Wednesday, August 24, 2016

Exploring the environment in book club selections

from the Telegram & Gazette,
Worcester, MA
Read It and Reap by Ann Connery Frantz


Understanding environmental concerns is necessary to prepare for the issues emerging in political contests. Human rights, social justice, environmental action and animal rights are part of our world; this column considers books on the environment, and common efforts to "be the change."
There are so many books available, in so many directions, that it's difficult to select one for your book group. Technological change makes keeping current a challenge. Many of these books, then, are recent or new releases.
Stuart Smith's memoir, "Crude Justice: How I Fought Big Oil and Won, and What You Should Know about the New Environmental Attack on America" (2015) concerns his work as a young, inexperienced lawyer confronting well-funded opposition after the discovery of poisoned water in Laurel, Mississippi.

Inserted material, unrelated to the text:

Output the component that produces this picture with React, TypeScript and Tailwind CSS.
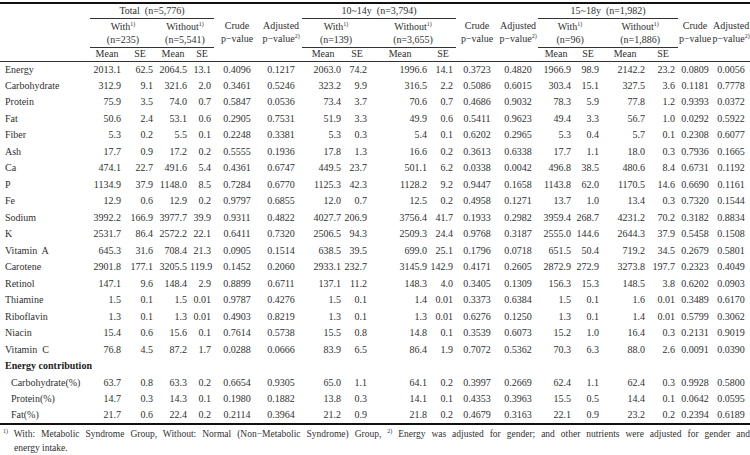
import React from 'react';

// [label, ...18 values] : Total / 10~14y / 15~18y  (With Mean, SE, Without Mean, SE, Crude p, Adjusted p)
const rows: string[][] = [
  ['Energy', '2013.1', '62.5', '2064.5', '13.1', '0.4096', '0.1217', '2063.0', '74.2', '1996.6', '14.1', '0.3723', '0.4820', '1966.9', '98.9', '2142.2', '23.2', '0.0809', '0.0056'],
  ['Carbohydrate', '312.9', '9.1', '321.6', '2.0', '0.3461', '0.5246', '323.2', '9.9', '316.5', '2.2', '0.5086', '0.6015', '303.4', '15.1', '327.5', '3.6', '0.1181', '0.7778'],
  ['Protein', '75.9', '3.5', '74.0', '0.7', '0.5847', '0.0536', '73.4', '3.7', '70.6', '0.7', '0.4686', '0.9032', '78.3', '5.9', '77.8', '1.2', '0.9393', '0.0372'],
  ['Fat', '50.6', '2.4', '53.1', '0.6', '0.2905', '0.7531', '51.9', '3.3', '49.9', '0.6', '0.5411', '0.9623', '49.4', '3.3', '56.7', '1.0', '0.0292', '0.5922'],
  ['Fiber', '5.3', '0.2', '5.5', '0.1', '0.2248', '0.3381', '5.3', '0.3', '5.4', '0.1', '0.6202', '0.2965', '5.3', '0.4', '5.7', '0.1', '0.2308', '0.6077'],
  ['Ash', '17.7', '0.9', '17.2', '0.2', '0.5555', '0.1936', '17.8', '1.3', '16.6', '0.2', '0.3613', '0.6338', '17.7', '1.1', '18.0', '0.3', '0.7936', '0.1665'],
  ['Ca', '474.1', '22.7', '491.6', '5.4', '0.4361', '0.6747', '449.5', '23.7', '501.1', '6.2', '0.0338', '0.0042', '496.8', '38.5', '480.6', '8.4', '0.6731', '0.1192'],
  ['P', '1134.9', '37.9', '1148.0', '8.5', '0.7284', '0.6770', '1125.3', '42.3', '1128.2', '9.2', '0.9447', '0.1658', '1143.8', '62.0', '1170.5', '14.6', '0.6690', '0.1161'],
  ['Fe', '12.9', '0.6', '12.9', '0.2', '0.9797', '0.6855', '12.0', '0.7', '12.5', '0.2', '0.4958', '0.1271', '13.7', '1.0', '13.4', '0.3', '0.7320', '0.1544'],
  ['Sodium', '3992.2', '166.9', '3977.7', '39.9', '0.9311', '0.4822', '4027.7', '206.9', '3756.4', '41.7', '0.1933', '0.2982', '3959.4', '268.7', '4231.2', '70.2', '0.3182', '0.8834'],
  ['K', '2531.7', '86.4', '2572.2', '22.1', '0.6411', '0.7320', '2506.5', '94.3', '2509.3', '24.4', '0.9768', '0.3187', '2555.0', '144.6', '2644.3', '37.9', '0.5458', '0.1508'],
  ['Vitamin  A', '645.3', '31.6', '708.4', '21.3', '0.0905', '0.1514', '638.5', '39.5', '699.0', '25.1', '0.1796', '0.0718', '651.5', '50.4', '719.2', '34.5', '0.2679', '0.5801'],
  ['Carotene', '2901.8', '177.1', '3205.5', '119.9', '0.1452', '0.2060', '2933.1', '232.7', '3145.9', '142.9', '0.4171', '0.2605', '2872.9', '272.9', '3273.8', '197.7', '0.2323', '0.4049'],
  ['Retinol', '147.1', '9.6', '148.4', '2.9', '0.8899', '0.6711', '137.1', '11.2', '148.3', '4.0', '0.3405', '0.1309', '156.3', '15.3', '148.5', '3.8', '0.6202', '0.0903'],
  ['Thiamine', '1.5', '0.1', '1.5', '0.01', '0.9787', '0.4276', '1.5', '0.1', '1.4', '0.01', '0.3373', '0.6384', '1.5', '0.1', '1.6', '0.01', '0.3489', '0.6170'],
  ['Riboflavin', '1.3', '0.1', '1.3', '0.01', '0.4903', '0.8219', '1.3', '0.1', '1.3', '0.01', '0.6276', '0.1250', '1.3', '0.1', '1.4', '0.01', '0.5799', '0.3062'],
  ['Niacin', '15.4', '0.6', '15.6', '0.1', '0.7614', '0.5738', '15.5', '0.8', '14.8', '0.1', '0.3539', '0.6073', '15.2', '1.0', '16.4', '0.3', '0.2131', '0.9019'],
  ['Vitamin  C', '76.8', '4.5', '87.2', '1.7', '0.0288', '0.0666', '83.9', '6.5', '86.4', '1.9', '0.7072', '0.5362', '70.3', '6.3', '88.0', '2.6', '0.0091', '0.0390'],
];

const contribution: string[][] = [
  ['Carbohydrate(%)', '63.7', '0.8', '63.3', '0.2', '0.6654', '0.9305', '65.0', '1.1', '64.1', '0.2', '0.3997', '0.2669', '62.4', '1.1', '62.4', '0.3', '0.9928', '0.5800'],
  ['Protein(%)', '14.7', '0.3', '14.3', '0.1', '0.1980', '0.1882', '13.8', '0.3', '14.1', '0.1', '0.4353', '0.3963', '15.5', '0.5', '14.4', '0.1', '0.0642', '0.0595'],
  ['Fat(%)', '21.7', '0.6', '22.4', '0.2', '0.2114', '0.3964', '21.2', '0.9', '21.8', '0.2', '0.4679', '0.3163', '22.1', '0.9', '23.2', '0.2', '0.2394', '0.6189'],
];

const groups = [
  { title: 'Total\u00a0\u00a0(n=5,776)', withN: '(n=235)', withoutN: '(n=5,541)' },
  { title: '10~14y\u00a0\u00a0(n=3,794)', withN: '(n=139)', withoutN: '(n=3,655)' },
  { title: '15~18y\u00a0\u00a0(n=1,982)', withN: '(n=96)', withoutN: '(n=1,886)' },
];

function Sup({ children }: { children: React.ReactNode }) {
  return <sup className="text-[6px] -top-[4px]">{children}</sup>;
}

function Cells({ values }: { values: string[] }) {
  return (
    <>
      {values.map((v, i) => {
        const isP = i % 6 === 4 || i % 6 === 5;
        return (
          <td key={i} className={isP ? 'text-center p-0 whitespace-nowrap' : 'text-right p-0 pr-[3px] whitespace-nowrap'}>
            {v}
          </td>
        );
      })}
    </>
  );
}

export default function App() {
  return (
    <div className="w-[750px] h-[455px] overflow-hidden bg-white pt-[2px] font-['Liberation_Serif','Times_New_Roman',serif] text-[10px] text-[#303030]">
      <table className="w-[750px] table-fixed border-collapse border-t-2 border-b-2 border-[#111]">
        <colgroup>
          <col className="w-[90px]" />
          {/* Total */}
          <col className="w-[34px]" />
          <col className="w-[32px]" />
          <col className="w-[34px]" />
          <col className="w-[24px]" />
          <col className="w-[46px]" />
          <col className="w-[42px]" />
          {/* 10~14y */}
          <col className="w-[42px]" />
          <col className="w-[26px]" />
          <col className="w-[60px]" />
          <col className="w-[26px]" />
          <col className="w-[42px]" />
          <col className="w-[40px]" />
          {/* 15~18y */}
          <col className="w-[36px]" />
          <col className="w-[28px]" />
          <col className="w-[46px]" />
          <col className="w-[30px]" />
          <col className="w-[34px]" />
          <col className="w-[38px]" />
        </colgroup>
        <thead>
          <tr className="h-[15px]">
            <th rowSpan={3} className="p-0 border-b border-[#333]" />
            {groups.map((g) => (
              <React.Fragment key={g.title}>
                <th colSpan={4} className="p-0 font-normal text-center border-b border-[#333] leading-none whitespace-nowrap">
                  {g.title}
                </th>
                <th colSpan={2} className="p-0" />
              </React.Fragment>
            ))}
          </tr>
          <tr className="h-[29px]">
            {groups.map((g) => (
              <React.Fragment key={g.title}>
                <th colSpan={2} className="p-0 pt-[1px] font-normal text-center align-top leading-[13px] border-b border-[#333] whitespace-nowrap">
                  With<Sup>1)</Sup>
                  <br />
                  {g.withN}
                </th>
                <th colSpan={2} className="p-0 pt-[1px] font-normal text-center align-top leading-[13px] border-b border-[#333] whitespace-nowrap">
                  Without<Sup>1)</Sup>
                  <br />
                  {g.withoutN}
                </th>
                <th rowSpan={2} className="p-0 pt-[1px] font-normal text-center align-top leading-[13px] border-b border-[#333] whitespace-nowrap">
                  Crude
                  <br />
                  p−value
                </th>
                <th rowSpan={2} className="p-0 pt-[1px] font-normal text-center align-top leading-[13px] border-b border-[#333] whitespace-nowrap">
                  Adjusted
                  <br />
                  p−value<Sup>2)</Sup>
                </th>
              </React.Fragment>
            ))}
          </tr>
          <tr className="h-[14px]">
            {groups.map((g) => (
              <React.Fragment key={g.title}>
                <th className="p-0 font-normal text-center leading-none border-b border-[#333]">Mean</th>
                <th className="p-0 font-normal text-center leading-none border-b border-[#333]">SE</th>
                <th className="p-0 font-normal text-center leading-none border-b border-[#333]">Mean</th>
                <th className="p-0 font-normal text-center leading-none border-b border-[#333]">SE</th>
              </React.Fragment>
            ))}
          </tr>
        </thead>
        <tbody className="leading-none">
          {rows.map((r) => (
            <tr key={r[0]} className="h-[16.5px]">
              <td className="p-0 pl-[5px] text-left whitespace-pre">{r[0]}</td>
              <Cells values={r.slice(1)} />
            </tr>
          ))}
          <tr className="h-[16.5px]">
            <td colSpan={19} className="p-0 pl-[5px] text-left font-bold text-[#222]">
              Energy contribution
            </td>
          </tr>
          {contribution.map((r) => (
            <tr key={r[0]} className="h-[16.5px]">
              <td className="p-0 pl-[11px] text-left whitespace-nowrap">{r[0]}</td>
              <Cells values={r.slice(1)} />
            </tr>
          ))}
        </tbody>
      </table>
      <div className="mt-[2px] pl-[14px] leading-[14px] text-[9.5px]">
        <div className="-ml-[11px] text-justify [text-align-last:justify]">
          <Sup>1)</Sup> With: Metabolic Syndrome Group, Without: Normal (Non−Metabolic Syndrome) Group, <Sup>2)</Sup> Energy was adjusted for gender; and other nutrients were adjusted for gender and
        </div>
        <div>energy intake.</div>
      </div>
    </div>
  );
}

Pollution, often linked to the weak and defenseless populations, is part of "Toxic Tourism: Rhetorics of Pollution Travel and Environmental Justice," by Phaedra Pezzullo.
In "The Grid: The Fraying Wires Between Americans and Our Energy Future" Gretchen Bakke deals with our aging energy system, which interferes with solar and wind alternatives. Competing interests and political units need to cooperate toward achieving conversion to a more intelligent, economical system. Bakke's focus is on how Americans are changing the grid, sometimes with gumption and big dreams and sometimes with legislation.

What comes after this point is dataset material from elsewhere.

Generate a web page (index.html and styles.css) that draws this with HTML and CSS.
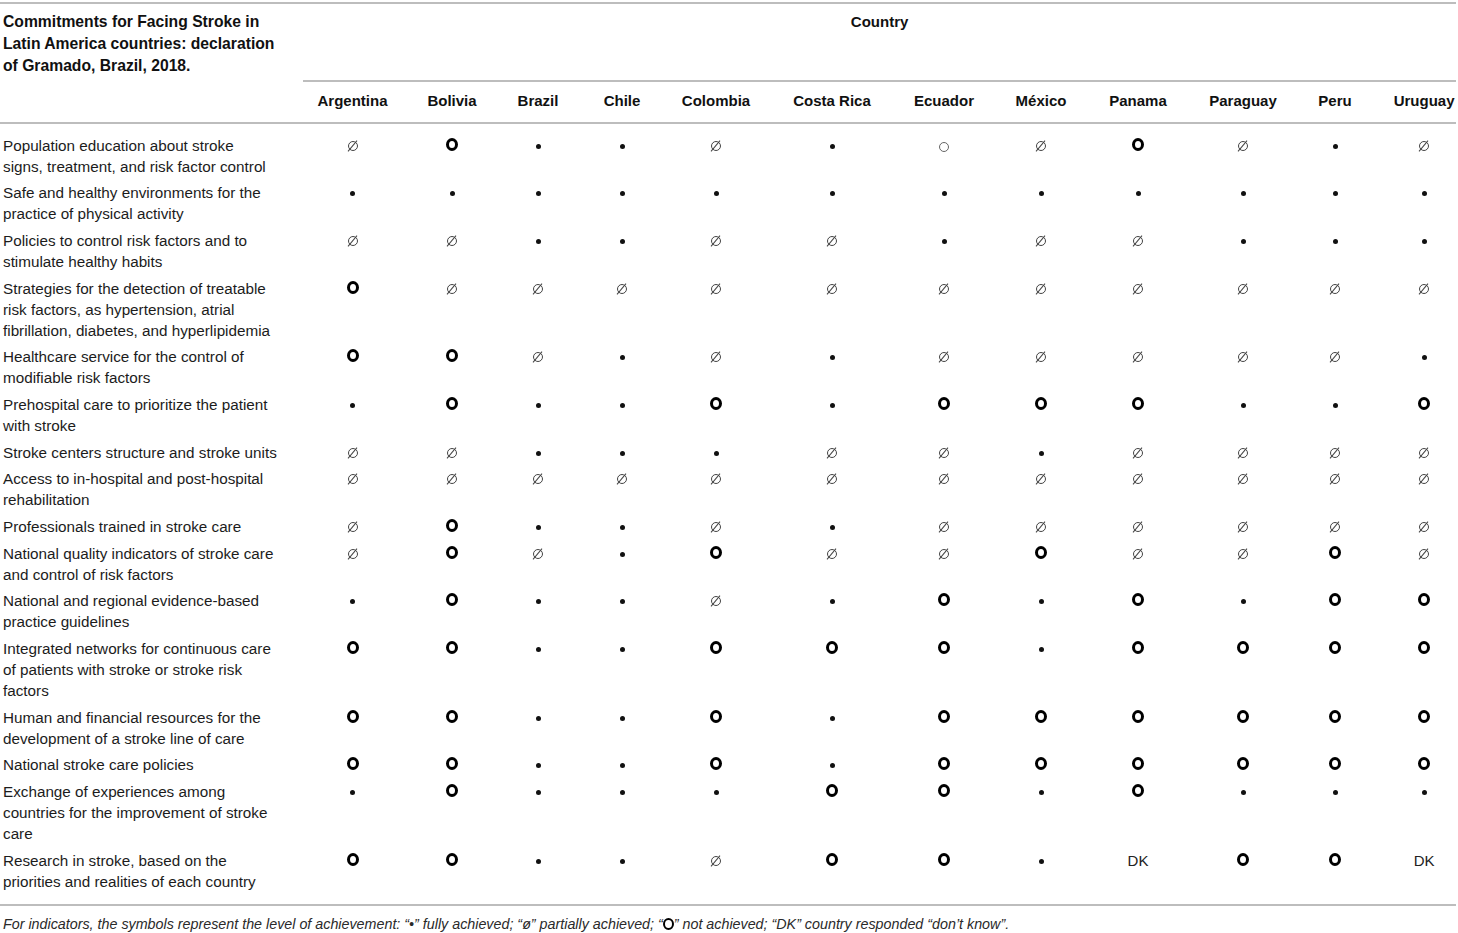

"Engineering Eden: The True Story of a Violent Death, a Trial and the Fight over Controlling Nature," by Jordan Fisher Smith, takes on the difficult balance between America's natural resource management and human use of parks. Sparked by a bear-caused death in Yellowstone Park, a civil suit exposed the government's resource management practices, weighing preservation against human exploration. At issue: How much should parks do to protect either side?
Ken Ilgunas's study of the Keystone Pipeline, "Trespassing Across America," is an informative yet humorous account of his foot journey along the 1,900-mile long Keystone XL pipeline route. He reflects on climate change, the natural world, and the extremes to which we can push ourselves. Readers may enjoy its colorful characters and strange encounters—reminiscent, I think, of William Least Heat Moon's "Blue Highways."
Climate scientist Michael E. Mann and illustrator Thomas Toles, one of my favorite editorial cartoonists, have paired up in a book being released in September. "The Madhouse Effect: How Climate Change Denial Is Threatening Our Planet, Destroying Our Politics, and Driving Us Crazy" takes a satiric look at the attempts of climate-deniers and corporate interests to bury protest and further pollute the planet. Together, they expose the fallacies being argued. For a lively book that even "I-don't-read-science books" members will like, try this one.
Due in November, David Biello's "The Unnatural World: The Race to Remake Civilization in Earth's Newest Age" argues that civilization is at a critical point, requiring the efforts of science, powerful resources and common folks like us to alter the future. Biello argues we are the Earth's gardeners, but we are not in control of our creation. Survival, he says, depends on these gardeners and evolving solutions.
Vandana Shiva has written many times about environmental crises, energy mis-use, food, and the like. "Earth Democracy: Justice, Sustainability and Peace, "Soil Not Oil," "Stolen Harvest: The Hijacking of the Global Food Supply" and "Staying Alive: Women, Ecology, and Development" are all Shiva's work. Now, in "Who Really Feeds the World?" she writes about how to feed the world without destroying it, revealing agricultural practices that result in a starving world, rather than a well-fed population. This physicist-environmentalist also refutes genetic modification.
Finally, "What We Think About When We Try Not to Think About Global Warming" is by Norwegian Per Espen Stoknes, who appeals to the heart as well as the mind regarding global warming. People can make needed changes simply, he believes, and he argues that persuasively.